___ Dataset extract ___

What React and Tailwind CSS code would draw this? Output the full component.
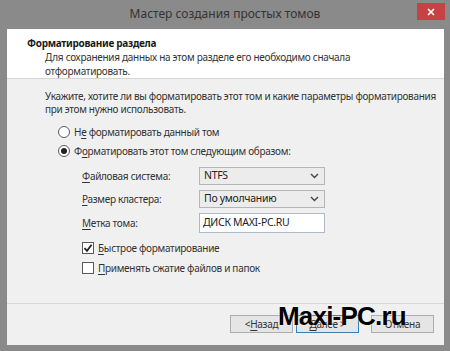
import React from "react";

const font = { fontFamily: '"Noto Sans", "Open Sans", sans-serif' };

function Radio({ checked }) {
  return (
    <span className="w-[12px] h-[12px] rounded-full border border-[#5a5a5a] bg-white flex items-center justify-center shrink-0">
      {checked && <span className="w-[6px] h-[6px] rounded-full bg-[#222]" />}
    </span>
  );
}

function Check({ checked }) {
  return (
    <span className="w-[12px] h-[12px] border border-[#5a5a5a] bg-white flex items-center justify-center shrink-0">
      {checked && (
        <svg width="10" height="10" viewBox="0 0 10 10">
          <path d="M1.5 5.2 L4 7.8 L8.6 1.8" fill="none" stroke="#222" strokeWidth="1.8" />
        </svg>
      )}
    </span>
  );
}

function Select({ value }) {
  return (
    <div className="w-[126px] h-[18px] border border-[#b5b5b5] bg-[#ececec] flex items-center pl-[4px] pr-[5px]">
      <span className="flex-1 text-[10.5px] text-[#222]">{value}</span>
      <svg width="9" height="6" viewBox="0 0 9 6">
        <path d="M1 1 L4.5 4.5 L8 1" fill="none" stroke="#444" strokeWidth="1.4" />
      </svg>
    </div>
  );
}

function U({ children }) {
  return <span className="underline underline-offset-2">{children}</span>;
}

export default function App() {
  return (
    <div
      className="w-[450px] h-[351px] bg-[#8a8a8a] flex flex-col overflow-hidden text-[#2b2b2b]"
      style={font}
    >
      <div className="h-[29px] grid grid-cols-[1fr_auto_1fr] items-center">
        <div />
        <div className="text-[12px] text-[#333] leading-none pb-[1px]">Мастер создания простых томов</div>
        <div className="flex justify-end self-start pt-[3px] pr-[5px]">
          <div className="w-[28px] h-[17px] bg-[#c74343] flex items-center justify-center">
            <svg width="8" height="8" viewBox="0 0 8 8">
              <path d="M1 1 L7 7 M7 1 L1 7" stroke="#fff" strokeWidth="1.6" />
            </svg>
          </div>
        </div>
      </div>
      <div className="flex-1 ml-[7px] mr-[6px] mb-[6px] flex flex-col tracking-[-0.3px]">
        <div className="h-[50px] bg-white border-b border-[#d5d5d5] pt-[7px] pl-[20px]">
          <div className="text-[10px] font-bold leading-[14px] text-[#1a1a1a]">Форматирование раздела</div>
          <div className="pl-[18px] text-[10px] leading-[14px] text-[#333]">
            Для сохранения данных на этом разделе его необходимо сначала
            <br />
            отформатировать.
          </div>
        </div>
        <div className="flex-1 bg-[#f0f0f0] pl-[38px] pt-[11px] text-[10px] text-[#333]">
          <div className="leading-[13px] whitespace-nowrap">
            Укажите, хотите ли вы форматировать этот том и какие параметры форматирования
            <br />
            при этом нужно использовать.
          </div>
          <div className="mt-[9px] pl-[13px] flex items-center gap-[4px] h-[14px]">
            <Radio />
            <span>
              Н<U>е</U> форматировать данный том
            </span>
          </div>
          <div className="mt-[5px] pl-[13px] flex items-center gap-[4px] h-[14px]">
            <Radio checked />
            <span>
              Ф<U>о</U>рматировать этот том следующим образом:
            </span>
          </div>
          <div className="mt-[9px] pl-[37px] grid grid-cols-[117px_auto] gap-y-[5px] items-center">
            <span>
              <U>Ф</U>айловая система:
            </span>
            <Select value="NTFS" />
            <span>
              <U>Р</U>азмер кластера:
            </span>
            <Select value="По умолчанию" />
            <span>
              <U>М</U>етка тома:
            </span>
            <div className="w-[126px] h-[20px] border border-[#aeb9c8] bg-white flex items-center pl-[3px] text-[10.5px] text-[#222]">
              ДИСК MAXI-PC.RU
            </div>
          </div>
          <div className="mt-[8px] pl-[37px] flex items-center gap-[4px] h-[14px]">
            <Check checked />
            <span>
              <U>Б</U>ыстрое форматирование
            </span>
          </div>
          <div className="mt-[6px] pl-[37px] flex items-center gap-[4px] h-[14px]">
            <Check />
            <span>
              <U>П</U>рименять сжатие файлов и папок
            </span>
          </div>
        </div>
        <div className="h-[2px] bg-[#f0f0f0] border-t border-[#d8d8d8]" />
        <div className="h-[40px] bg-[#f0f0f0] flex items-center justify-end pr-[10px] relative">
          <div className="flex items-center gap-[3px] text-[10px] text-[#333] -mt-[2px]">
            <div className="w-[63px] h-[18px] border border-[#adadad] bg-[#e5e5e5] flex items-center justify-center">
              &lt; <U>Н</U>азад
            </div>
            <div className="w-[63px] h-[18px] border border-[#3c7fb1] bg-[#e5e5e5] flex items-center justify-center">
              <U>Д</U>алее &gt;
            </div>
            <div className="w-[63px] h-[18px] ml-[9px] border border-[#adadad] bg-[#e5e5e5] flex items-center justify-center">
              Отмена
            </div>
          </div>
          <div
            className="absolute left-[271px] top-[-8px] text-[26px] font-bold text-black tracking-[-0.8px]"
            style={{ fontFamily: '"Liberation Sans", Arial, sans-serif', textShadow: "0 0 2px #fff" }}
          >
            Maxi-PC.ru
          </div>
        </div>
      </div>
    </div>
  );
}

___

◆ The request ◆
Reproduce the material above in full, exactly, with no images.

◆ Result ◆
What React and Tailwind CSS code would draw this? Output the full component.
import React from "react";

const font = { fontFamily: '"Noto Sans", "Open Sans", sans-serif' };

function Radio({ checked }) {
  return (
    <span className="w-[12px] h-[12px] rounded-full border border-[#5a5a5a] bg-white flex items-center justify-center shrink-0">
      {checked && <span className="w-[6px] h-[6px] rounded-full bg-[#222]" />}
    </span>
  );
}

function Check({ checked }) {
  return (
    <span className="w-[12px] h-[12px] border border-[#5a5a5a] bg-white flex items-center justify-center shrink-0">
      {checked && (
        <svg width="10" height="10" viewBox="0 0 10 10">
          <path d="M1.5 5.2 L4 7.8 L8.6 1.8" fill="none" stroke="#222" strokeWidth="1.8" />
        </svg>
      )}
    </span>
  );
}

function Select({ value }) {
  return (
    <div className="w-[126px] h-[18px] border border-[#b5b5b5] bg-[#ececec] flex items-center pl-[4px] pr-[5px]">
      <span className="flex-1 text-[10.5px] text-[#222]">{value}</span>
      <svg width="9" height="6" viewBox="0 0 9 6">
        <path d="M1 1 L4.5 4.5 L8 1" fill="none" stroke="#444" strokeWidth="1.4" />
      </svg>
    </div>
  );
}

function U({ children }) {
  return <span className="underline underline-offset-2">{children}</span>;
}

export default function App() {
  return (
    <div
      className="w-[450px] h-[351px] bg-[#8a8a8a] flex flex-col overflow-hidden text-[#2b2b2b]"
      style={font}
    >
      <div className="h-[29px] grid grid-cols-[1fr_auto_1fr] items-center">
        <div />
        <div className="text-[12px] text-[#333] leading-none pb-[1px]">Мастер создания простых томов</div>
        <div className="flex justify-end self-start pt-[3px] pr-[5px]">
          <div className="w-[28px] h-[17px] bg-[#c74343] flex items-center justify-center">
            <svg width="8" height="8" viewBox="0 0 8 8">
              <path d="M1 1 L7 7 M7 1 L1 7" stroke="#fff" strokeWidth="1.6" />
            </svg>
          </div>
        </div>
      </div>
      <div className="flex-1 ml-[7px] mr-[6px] mb-[6px] flex flex-col tracking-[-0.3px]">
        <div className="h-[50px] bg-white border-b border-[#d5d5d5] pt-[7px] pl-[20px]">
          <div className="text-[10px] font-bold leading-[14px] text-[#1a1a1a]">Форматирование раздела</div>
          <div className="pl-[18px] text-[10px] leading-[14px] text-[#333]">
            Для сохранения данных на этом разделе его необходимо сначала
            <br />
            отформатировать.
          </div>
        </div>
        <div className="flex-1 bg-[#f0f0f0] pl-[38px] pt-[11px] text-[10px] text-[#333]">
          <div className="leading-[13px] whitespace-nowrap">
            Укажите, хотите ли вы форматировать этот том и какие параметры форматирования
            <br />
            при этом нужно использовать.
          </div>
          <div className="mt-[9px] pl-[13px] flex items-center gap-[4px] h-[14px]">
            <Radio />
            <span>
              Н<U>е</U> форматировать данный том
            </span>
          </div>
          <div className="mt-[5px] pl-[13px] flex items-center gap-[4px] h-[14px]">
            <Radio checked />
            <span>
              Ф<U>о</U>рматировать этот том следующим образом:
            </span>
          </div>
          <div className="mt-[9px] pl-[37px] grid grid-cols-[117px_auto] gap-y-[5px] items-center">
            <span>
              <U>Ф</U>айловая система:
            </span>
            <Select value="NTFS" />
            <span>
              <U>Р</U>азмер кластера:
            </span>
            <Select value="По умолчанию" />
            <span>
              <U>М</U>етка тома:
            </span>
            <div className="w-[126px] h-[20px] border border-[#aeb9c8] bg-white flex items-center pl-[3px] text-[10.5px] text-[#222]">
              ДИСК MAXI-PC.RU
            </div>
          </div>
          <div className="mt-[8px] pl-[37px] flex items-center gap-[4px] h-[14px]">
            <Check checked />
            <span>
              <U>Б</U>ыстрое форматирование
            </span>
          </div>
          <div className="mt-[6px] pl-[37px] flex items-center gap-[4px] h-[14px]">
            <Check />
            <span>
              <U>П</U>рименять сжатие файлов и папок
            </span>
          </div>
        </div>
        <div className="h-[2px] bg-[#f0f0f0] border-t border-[#d8d8d8]" />
        <div className="h-[40px] bg-[#f0f0f0] flex items-center justify-end pr-[10px] relative">
          <div className="flex items-center gap-[3px] text-[10px] text-[#333] -mt-[2px]">
            <div className="w-[63px] h-[18px] border border-[#adadad] bg-[#e5e5e5] flex items-center justify-center">
              &lt; <U>Н</U>азад
            </div>
            <div className="w-[63px] h-[18px] border border-[#3c7fb1] bg-[#e5e5e5] flex items-center justify-center">
              <U>Д</U>алее &gt;
            </div>
            <div className="w-[63px] h-[18px] ml-[9px] border border-[#adadad] bg-[#e5e5e5] flex items-center justify-center">
              Отмена
            </div>
          </div>
          <div
            className="absolute left-[271px] top-[-8px] text-[26px] font-bold text-black tracking-[-0.8px]"
            style={{ fontFamily: '"Liberation Sans", Arial, sans-serif', textShadow: "0 0 2px #fff" }}
          >
            Maxi-PC.ru
          </div>
        </div>
      </div>
    </div>
  );
}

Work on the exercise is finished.